Stanley didn’t want his recruiting to go “boom.” That’s not him.
“It comes with my personality,” he said.
“Introverted,” he said.
Stanley had ability. He let that do all of the talking.
He holds Menomonie records for passing yards (3,674) and career TD passes (36). His 22 TD passes this season are just five shy of Chuck Long’s Iowa season record of 27 set in 1985. In the fourth quarter this season, Stanley has completed 31 of 51 passes for 461 yards, five TD passes and just one interception. His fourth-quarter passer rating is 165.1.
Stanley is the only Iowa quarterback with two five-TD games in one season (at Iowa State and Ohio State). Stanley and Long are the only Iowa QBs with two games of five TD passes.

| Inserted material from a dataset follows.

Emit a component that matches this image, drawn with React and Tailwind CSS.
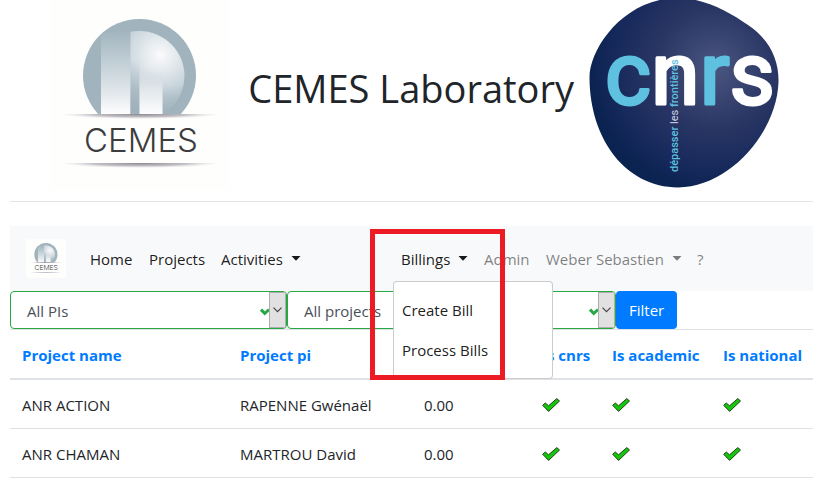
import React from "react";

const projects = [
  { name: "ANR ACTION", pi: "RAPENNE Gwénaël", amount: "0.00" },
  { name: "ANR CHAMAN", pi: "MARTROU David", amount: "0.00" },
];

function CemesLogo({ className }) {
  return (
    <svg viewBox="0 0 180 190" className={className} role="img" aria-label="CEMES logo">
      <defs>
        <radialGradient id="ball" gradientUnits="userSpaceOnUse" cx="110" cy="55" r="60">
          <stop offset="0" stopColor="#fafbfc" />
          <stop offset="0.2" stopColor="#eaeef1" />
          <stop offset="0.6" stopColor="#c6d3da" />
          <stop offset="1" stopColor="#a1b3bd" />
        </radialGradient>
        <linearGradient id="column" x1="0" y1="0" x2="0" y2="1">
          <stop offset="0" stopColor="#a3b5bf" />
          <stop offset="0.4" stopColor="#c3d0d7" />
          <stop offset="0.75" stopColor="#e3e8ec" />
          <stop offset="1" stopColor="#fdfdfe" />
        </linearGradient>
        <linearGradient id="columnShort" x1="0" y1="0" x2="0" y2="1">
          <stop offset="0" stopColor="#d5dee3" stopOpacity="0" />
          <stop offset="0.4" stopColor="#dfe5e9" />
          <stop offset="1" stopColor="#fdfdfe" />
        </linearGradient>
        <linearGradient id="gap" x1="0" y1="0" x2="0" y2="1">
          <stop offset="0" stopColor="#9fb2bc" stopOpacity="0" />
          <stop offset="1" stopColor="#9fb2bc" />
        </linearGradient>
        <radialGradient id="shadow" cx="0.5" cy="0" r="0.5" gradientTransform="scale(1 2)">
          <stop offset="0" stopColor="#88848c" />
          <stop offset="0.6" stopColor="#aaa6ad" stopOpacity="0.7" />
          <stop offset="1" stopColor="#d8d4d8" stopOpacity="0" />
        </radialGradient>
        <clipPath id="dome">
          <rect x="0" y="0" width="180" height="114" />
        </clipPath>
      </defs>
      <rect width="180" height="190" fill="#fefefd" />
      <g clipPath="url(#dome)">
        <circle cx="89.500" cy="75.500" r="56.500" fill="#a1b3bd" />
        <circle cx="89.500" cy="76" r="45" fill="url(#ball)" />
        <path d="M51 34 Q64 30 80.500 32 V114 H51Z" fill="url(#column)" />
        <rect x="80.500" y="60" width="9" height="54" fill="url(#gap)" />
        <path d="M112.500 85 H134 V96 Q127 108 118 114 H112.500Z" fill="url(#gap)" opacity="0.7" />
        <rect x="89.500" y="70" width="23" height="44" fill="url(#columnShort)" />
      </g>
      <rect x="10" y="114" width="160" height="5" fill="url(#shadow)" />
      <text x="34" y="152" fontFamily="Inter, 'Liberation Sans', sans-serif" fontWeight="300" fontSize="33" fill="#3c3c3e">
        CEMES
      </text>
      <rect x="10" y="163" width="160" height="5" fill="url(#shadow)" />
    </svg>
  );
}

function CnrsLogo({ className }) {
  return (
    <svg viewBox="0 0 210 200" className={className} role="img" aria-label="CNRS logo">
      <defs>
        <radialGradient id="navy" gradientUnits="userSpaceOnUse" cx="135" cy="68" r="125">
          <stop offset="0" stopColor="#4b5680" />
          <stop offset="0.45" stopColor="#2b3765" />
          <stop offset="0.85" stopColor="#14285a" />
          <stop offset="1" stopColor="#0b2350" />
        </radialGradient>
      </defs>
      <path
        d="M9.500 78 C9 50 42 0 95 -2 C122 -3 148 11 168 25 C190 40 199 60 198.500 82 C197 132 150 187 98 187.500 C46 187 10 140 9.500 78Z"
        fill="url(#navy)"
      />
      <text
        x="25"
        y="104"
        fontFamily="Roboto, 'Liberation Sans', sans-serif"
        fontSize="88"
        strokeWidth="3"
        strokeLinejoin="round"
        fill="#5fc1e0"
        stroke="#5fc1e0"
      >
        c<tspan fill="#ffffff" stroke="#ffffff">n</tspan>r<tspan fill="#ffffff" stroke="#ffffff">s</tspan>
      </text>
      <text
        transform="translate(98 172) rotate(-90)"
        fontFamily="Roboto, 'Liberation Sans', sans-serif"
        fontSize="11"
        fontWeight="500"
        fill="#5fc1e0"
      >
        dépasser <tspan fill="#d3d4ea" fontWeight="400">les</tspan> frontières
      </text>
    </svg>
  );
}

function Caret() {
  return (
    <svg viewBox="0 0 10 5" className="ml-2 h-[5px] w-[10px]" fill="currentColor" aria-hidden="true">
      <path d="M0.500 0H9.500L5 4.800Z" />
    </svg>
  );
}

function FilterSelect({ label, className }) {
  return (
    <div className={`flex h-[38px] items-center overflow-hidden rounded border border-[#28a745] bg-white ${className}`}>
      <select aria-label={label} className="h-full min-w-0 flex-1 appearance-none bg-transparent pt-[2px] pl-4 text-[15px] text-[#495057] outline-none">
        <option>{label}</option>
      </select>
      <svg viewBox="0 0 9 8" className="mt-1 h-2 w-[9px]" aria-hidden="true">
        <path d="M1 1.500L4.800 5.500L9 1.500" fill="none" stroke="#28a745" strokeWidth="3" />
      </svg>
      <span className="flex h-full w-[17px] items-center justify-center border border-[#adadad] bg-[#e1e1e1]">
        <svg viewBox="0 0 9 6" className="h-[6px] w-[9px]" aria-hidden="true">
          <path d="M0.500 0.700L4.500 4.700L8.500 0.700" fill="none" stroke="#444" strokeWidth="1.200" />
        </svg>
      </span>
    </div>
  );
}

function Tick() {
  return (
    <svg viewBox="0 0 18 14" className="h-[14px] w-[18px]" role="img" aria-label="Yes">
      <path d="M0.700 7.300L3.300 5L6.500 7.800L14.800 0.600L17.500 3L6.600 13.400Z" fill="#16c60c" stroke="#22401a" strokeWidth="1" strokeLinejoin="round" />
    </svg>
  );
}

export default function App() {
  const link = "flex h-10 items-center px-2 whitespace-nowrap";
  const th = "border-t border-b-2 border-[#dee2e6] px-3 pt-[13px] pb-[11px] text-left font-bold whitespace-nowrap text-[#007bff]";
  const td = "border-b border-[#dee2e6] px-3 pt-[13px] pb-[11px] whitespace-nowrap";
  return (
    <div className="bg-white pr-[6px] pl-[10px] font-['Open_Sans','Noto_Sans',sans-serif] text-[15px] leading-6 text-[#212529]">
      <header className="flex items-start border-b border-[#e5e5e5] pb-px pl-10">
        <CemesLogo className="h-[190px] w-[180px] shrink-0" />
        <h1 className="w-[350px] shrink-0 pt-16 pr-[6px] text-right text-[38px] leading-[48px] whitespace-nowrap">CEMES Laboratory</h1>
        <CnrsLogo className="h-[200px] w-[210px] shrink-0" />
      </header>

      <nav className="mt-6 flex h-[65px] items-center bg-[#f8f9fa] pl-4">
        <a href="#home" className="mr-4 bg-[#fefefd]">
          <CemesLogo className="h-[39px] w-10" />
        </a>
        <ul className="flex text-black/90">
          <li className="w-[59px]"><a href="#home" className={link}>Home</a></li>
          <li className="w-[72px]"><a href="#projects" className={link}>Projects</a></li>
          <li className="w-[180px]"><button className={link}>Activities<Caret /></button></li>
          <li className="relative w-[83px]">
            <button className={link} aria-expanded="true">Billings<Caret /></button>
            <div className="absolute top-[42px] left-0 z-10 w-40 rounded border border-black/20 bg-white py-2">
              <a href="#create" className={link}>Create Bill</a>
              <a href="#process" className={link}>Process Bills</a>
            </div>
            <div className="pointer-events-none absolute -top-[10px] -left-[23px] z-20 h-[151px] w-[135px] border-[5px] border-[#ed1c24]" />
          </li>
          <li className="w-[62px] text-black/50"><a href="#admin" className={link}>Admin</a></li>
          <li className="w-[151px] text-black/50"><button className={link}>Weber Sebastien<Caret /></button></li>
          <li className="text-black/50"><a href="#help" className={link}>?</a></li>
        </ul>
      </nav>

      <form className="flex" onSubmit={(e) => e.preventDefault()}>
        <FilterSelect label="All PIs" className="w-[277px]" />
        <FilterSelect label="All projects" className="w-[329px]" />
        <button className="h-[38px] rounded bg-[#007bff] px-[13px] text-white">Filter</button>
      </form>

      <table className="w-full table-fixed border-separate border-spacing-0">
        <colgroup>
          <col className="w-[218px]" />
          <col className="w-[184px]" />
          <col className="w-[118px]" />
          <col className="w-[70px]" />
          <col className="w-[111px]" />
          <col />
        </colgroup>
        <thead>
          <tr>
            <th className={th}>Project name</th>
            <th className={th}>Project pi</th>
            <th className={th}></th>
            <th className={th}>Is cnrs</th>
            <th className={th}>Is academic</th>
            <th className={th}>Is national</th>
          </tr>
        </thead>
        <tbody>
          {projects.map((p) => (
            <tr key={p.name}>
              <td className={td}>{p.name}</td>
              <td className={td}>{p.pi}</td>
              <td className={td}>{p.amount}</td>
              <td className={td}><Tick /></td>
              <td className={td}><Tick /></td>
              <td className={td}><Tick /></td>
            </tr>
          ))}
        </tbody>
      </table>
    </div>
  );
}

“I think I knew I had the physical ability to go out and perform,” Stanley said. “This is something I had to work on a lot all through high school and, up to this point, here, too. God’s blessed me with a lot of ability. I want to take advantage of that. I want to continue to work my best and my hardest to develop those abilities.”
And that’s really it with Stanley. What you see is what you get.